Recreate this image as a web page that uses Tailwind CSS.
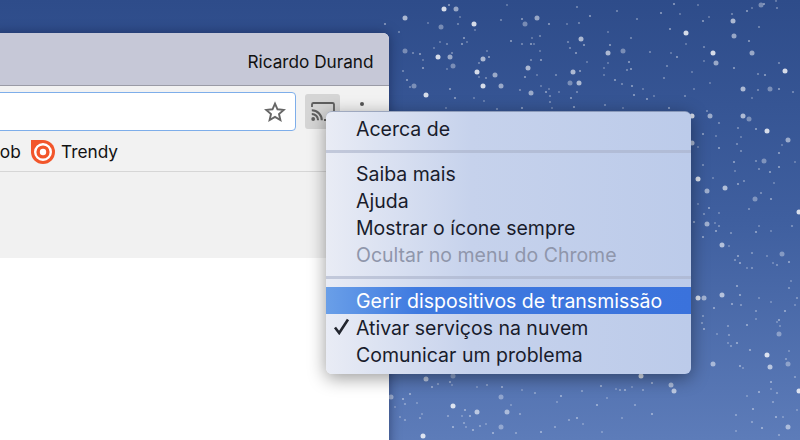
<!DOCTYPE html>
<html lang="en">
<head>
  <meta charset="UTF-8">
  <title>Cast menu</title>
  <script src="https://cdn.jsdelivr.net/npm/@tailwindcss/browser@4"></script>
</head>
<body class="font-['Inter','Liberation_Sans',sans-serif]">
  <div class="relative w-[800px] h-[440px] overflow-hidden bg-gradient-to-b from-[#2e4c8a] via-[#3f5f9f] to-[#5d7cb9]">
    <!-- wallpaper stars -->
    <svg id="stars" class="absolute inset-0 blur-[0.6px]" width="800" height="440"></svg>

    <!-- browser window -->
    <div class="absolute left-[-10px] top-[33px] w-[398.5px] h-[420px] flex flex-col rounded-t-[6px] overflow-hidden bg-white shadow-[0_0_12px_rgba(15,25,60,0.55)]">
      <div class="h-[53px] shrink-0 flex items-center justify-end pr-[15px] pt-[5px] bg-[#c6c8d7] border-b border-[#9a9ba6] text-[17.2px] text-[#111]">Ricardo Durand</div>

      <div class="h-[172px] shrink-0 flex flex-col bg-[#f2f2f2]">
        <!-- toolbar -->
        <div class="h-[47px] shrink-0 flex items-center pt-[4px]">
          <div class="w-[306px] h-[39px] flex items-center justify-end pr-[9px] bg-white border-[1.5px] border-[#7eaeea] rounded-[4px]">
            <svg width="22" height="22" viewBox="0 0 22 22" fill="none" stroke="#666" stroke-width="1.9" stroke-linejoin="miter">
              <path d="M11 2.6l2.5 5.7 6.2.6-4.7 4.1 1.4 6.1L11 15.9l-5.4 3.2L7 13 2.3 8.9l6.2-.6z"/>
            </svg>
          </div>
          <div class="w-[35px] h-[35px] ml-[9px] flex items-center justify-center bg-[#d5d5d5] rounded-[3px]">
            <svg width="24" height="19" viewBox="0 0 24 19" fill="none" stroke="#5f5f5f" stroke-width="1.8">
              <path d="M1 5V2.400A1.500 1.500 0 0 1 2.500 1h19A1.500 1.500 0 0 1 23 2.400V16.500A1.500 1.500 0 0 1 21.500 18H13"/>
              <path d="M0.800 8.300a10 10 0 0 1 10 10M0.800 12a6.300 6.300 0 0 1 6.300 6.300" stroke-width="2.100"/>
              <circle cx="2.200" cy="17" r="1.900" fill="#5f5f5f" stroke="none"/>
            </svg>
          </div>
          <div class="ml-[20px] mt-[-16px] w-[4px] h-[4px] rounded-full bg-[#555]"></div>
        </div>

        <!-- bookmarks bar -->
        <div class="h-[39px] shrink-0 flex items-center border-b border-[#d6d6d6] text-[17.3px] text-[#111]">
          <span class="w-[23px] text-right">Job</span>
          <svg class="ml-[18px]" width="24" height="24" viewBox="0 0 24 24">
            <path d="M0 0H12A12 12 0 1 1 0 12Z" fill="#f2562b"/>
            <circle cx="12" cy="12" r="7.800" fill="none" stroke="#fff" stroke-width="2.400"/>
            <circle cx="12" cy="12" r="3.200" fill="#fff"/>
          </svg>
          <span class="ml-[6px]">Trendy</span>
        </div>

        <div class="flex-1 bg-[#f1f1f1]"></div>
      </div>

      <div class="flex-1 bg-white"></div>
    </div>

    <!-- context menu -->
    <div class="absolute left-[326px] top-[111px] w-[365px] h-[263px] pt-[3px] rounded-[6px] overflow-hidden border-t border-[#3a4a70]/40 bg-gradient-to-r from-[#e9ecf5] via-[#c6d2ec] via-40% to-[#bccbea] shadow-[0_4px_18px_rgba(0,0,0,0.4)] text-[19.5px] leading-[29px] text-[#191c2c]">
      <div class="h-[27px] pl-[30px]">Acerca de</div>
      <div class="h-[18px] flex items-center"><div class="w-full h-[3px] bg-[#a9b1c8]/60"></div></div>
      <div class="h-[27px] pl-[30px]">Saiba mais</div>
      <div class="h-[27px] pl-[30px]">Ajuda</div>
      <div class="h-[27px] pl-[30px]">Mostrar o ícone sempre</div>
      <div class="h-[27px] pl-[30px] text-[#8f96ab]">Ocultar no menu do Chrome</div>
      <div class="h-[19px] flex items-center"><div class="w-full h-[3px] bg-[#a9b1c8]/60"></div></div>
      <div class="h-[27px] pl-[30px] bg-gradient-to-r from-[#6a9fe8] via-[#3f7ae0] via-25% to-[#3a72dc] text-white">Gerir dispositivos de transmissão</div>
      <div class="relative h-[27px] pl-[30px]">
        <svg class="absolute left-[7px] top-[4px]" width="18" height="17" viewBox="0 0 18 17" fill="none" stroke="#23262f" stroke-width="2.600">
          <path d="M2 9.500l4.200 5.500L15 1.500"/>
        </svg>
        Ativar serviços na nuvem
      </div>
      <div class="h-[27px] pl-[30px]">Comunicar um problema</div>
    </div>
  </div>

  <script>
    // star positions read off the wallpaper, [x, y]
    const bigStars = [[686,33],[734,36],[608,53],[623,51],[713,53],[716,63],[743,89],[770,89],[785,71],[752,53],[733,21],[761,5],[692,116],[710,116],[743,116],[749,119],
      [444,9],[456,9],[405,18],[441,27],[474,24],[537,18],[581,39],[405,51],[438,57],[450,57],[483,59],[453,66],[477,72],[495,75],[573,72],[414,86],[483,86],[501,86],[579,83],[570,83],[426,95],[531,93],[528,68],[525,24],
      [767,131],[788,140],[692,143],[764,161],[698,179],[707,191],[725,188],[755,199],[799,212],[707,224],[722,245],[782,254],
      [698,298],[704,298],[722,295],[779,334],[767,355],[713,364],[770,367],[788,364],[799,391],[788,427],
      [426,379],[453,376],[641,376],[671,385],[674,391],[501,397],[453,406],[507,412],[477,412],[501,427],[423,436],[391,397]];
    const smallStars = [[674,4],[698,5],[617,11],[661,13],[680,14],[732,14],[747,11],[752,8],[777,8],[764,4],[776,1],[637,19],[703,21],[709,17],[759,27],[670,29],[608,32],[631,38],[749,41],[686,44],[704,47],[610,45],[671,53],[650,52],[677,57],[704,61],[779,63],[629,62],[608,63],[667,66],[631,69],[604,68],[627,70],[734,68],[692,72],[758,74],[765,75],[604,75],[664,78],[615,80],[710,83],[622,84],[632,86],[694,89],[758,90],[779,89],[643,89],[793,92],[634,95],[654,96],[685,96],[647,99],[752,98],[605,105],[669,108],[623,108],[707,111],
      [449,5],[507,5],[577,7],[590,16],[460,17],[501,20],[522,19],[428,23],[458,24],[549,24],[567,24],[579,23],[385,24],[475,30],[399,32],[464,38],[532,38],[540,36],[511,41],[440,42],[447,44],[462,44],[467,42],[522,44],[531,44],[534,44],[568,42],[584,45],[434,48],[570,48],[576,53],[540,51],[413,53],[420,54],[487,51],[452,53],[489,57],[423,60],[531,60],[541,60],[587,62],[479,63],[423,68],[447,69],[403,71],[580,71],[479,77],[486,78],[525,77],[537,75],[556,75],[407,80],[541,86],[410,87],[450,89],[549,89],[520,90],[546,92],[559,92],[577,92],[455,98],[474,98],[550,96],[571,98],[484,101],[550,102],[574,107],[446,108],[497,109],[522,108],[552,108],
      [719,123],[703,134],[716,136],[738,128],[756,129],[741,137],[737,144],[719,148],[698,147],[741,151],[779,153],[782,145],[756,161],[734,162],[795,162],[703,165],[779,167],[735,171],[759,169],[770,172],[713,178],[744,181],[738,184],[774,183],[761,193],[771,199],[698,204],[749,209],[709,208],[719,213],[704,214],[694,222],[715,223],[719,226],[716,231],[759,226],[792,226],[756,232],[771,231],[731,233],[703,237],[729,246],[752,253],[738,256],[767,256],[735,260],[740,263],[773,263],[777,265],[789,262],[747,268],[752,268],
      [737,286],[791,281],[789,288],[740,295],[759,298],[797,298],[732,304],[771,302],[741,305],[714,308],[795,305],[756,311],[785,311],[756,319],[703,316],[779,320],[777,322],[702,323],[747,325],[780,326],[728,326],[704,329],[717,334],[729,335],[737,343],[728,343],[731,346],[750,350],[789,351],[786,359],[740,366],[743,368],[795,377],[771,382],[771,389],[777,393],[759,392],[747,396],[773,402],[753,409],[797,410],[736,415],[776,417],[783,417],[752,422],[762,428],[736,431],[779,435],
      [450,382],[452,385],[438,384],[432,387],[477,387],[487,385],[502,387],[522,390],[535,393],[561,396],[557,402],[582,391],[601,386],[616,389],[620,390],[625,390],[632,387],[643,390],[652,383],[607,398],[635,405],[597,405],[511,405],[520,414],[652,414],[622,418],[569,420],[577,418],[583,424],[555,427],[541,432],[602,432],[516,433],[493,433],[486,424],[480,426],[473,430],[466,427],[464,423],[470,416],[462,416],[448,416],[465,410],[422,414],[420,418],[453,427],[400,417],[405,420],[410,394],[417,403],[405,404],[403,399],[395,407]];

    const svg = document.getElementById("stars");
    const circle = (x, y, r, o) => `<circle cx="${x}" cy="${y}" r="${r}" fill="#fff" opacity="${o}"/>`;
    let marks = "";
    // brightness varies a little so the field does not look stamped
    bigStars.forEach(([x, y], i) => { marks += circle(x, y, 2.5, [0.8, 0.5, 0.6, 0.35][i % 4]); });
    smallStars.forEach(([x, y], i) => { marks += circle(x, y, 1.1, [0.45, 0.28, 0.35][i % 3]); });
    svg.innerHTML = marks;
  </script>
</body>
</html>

---

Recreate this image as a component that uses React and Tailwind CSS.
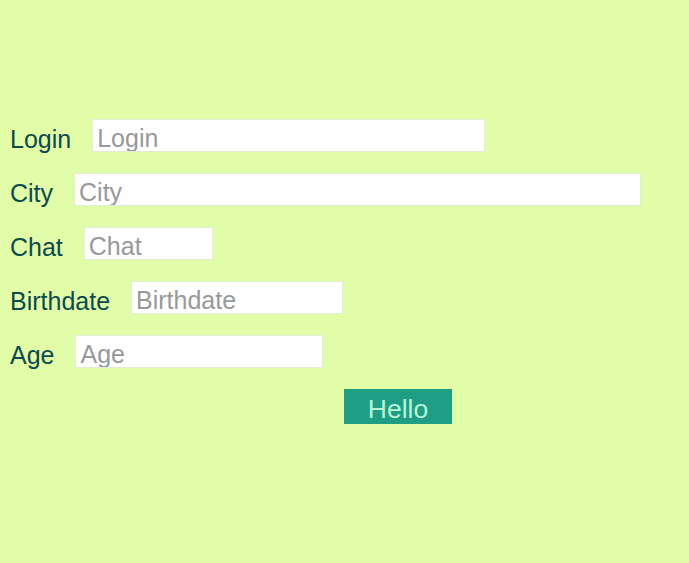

---

● **Directions**
Using the entries above, extract exactly the lines from the one that contains "Recreate this image as a web" through the one that contains "items-center justify-end pr-[15px]". Do not carry over any pictures.

● **Output**
Recreate this image as a web page that uses Tailwind CSS.
<!DOCTYPE html>
<html lang="en">
<head>
  <meta charset="UTF-8">
  <title>Cast menu</title>
  <script src="https://cdn.jsdelivr.net/npm/@tailwindcss/browser@4"></script>
</head>
<body class="font-['Inter','Liberation_Sans',sans-serif]">
  <div class="relative w-[800px] h-[440px] overflow-hidden bg-gradient-to-b from-[#2e4c8a] via-[#3f5f9f] to-[#5d7cb9]">
    <!-- wallpaper stars -->
    <svg id="stars" class="absolute inset-0 blur-[0.6px]" width="800" height="440"></svg>

    <!-- browser window -->
    <div class="absolute left-[-10px] top-[33px] w-[398.5px] h-[420px] flex flex-col rounded-t-[6px] overflow-hidden bg-white shadow-[0_0_12px_rgba(15,25,60,0.55)]">
      <div class="h-[53px] shrink-0 flex items-center justify-end pr-[15px] pt-[5px] bg-[#c6c8d7] border-b border-[#9a9ba6] text-[17.2px] text-[#111]">Ricardo Durand</div>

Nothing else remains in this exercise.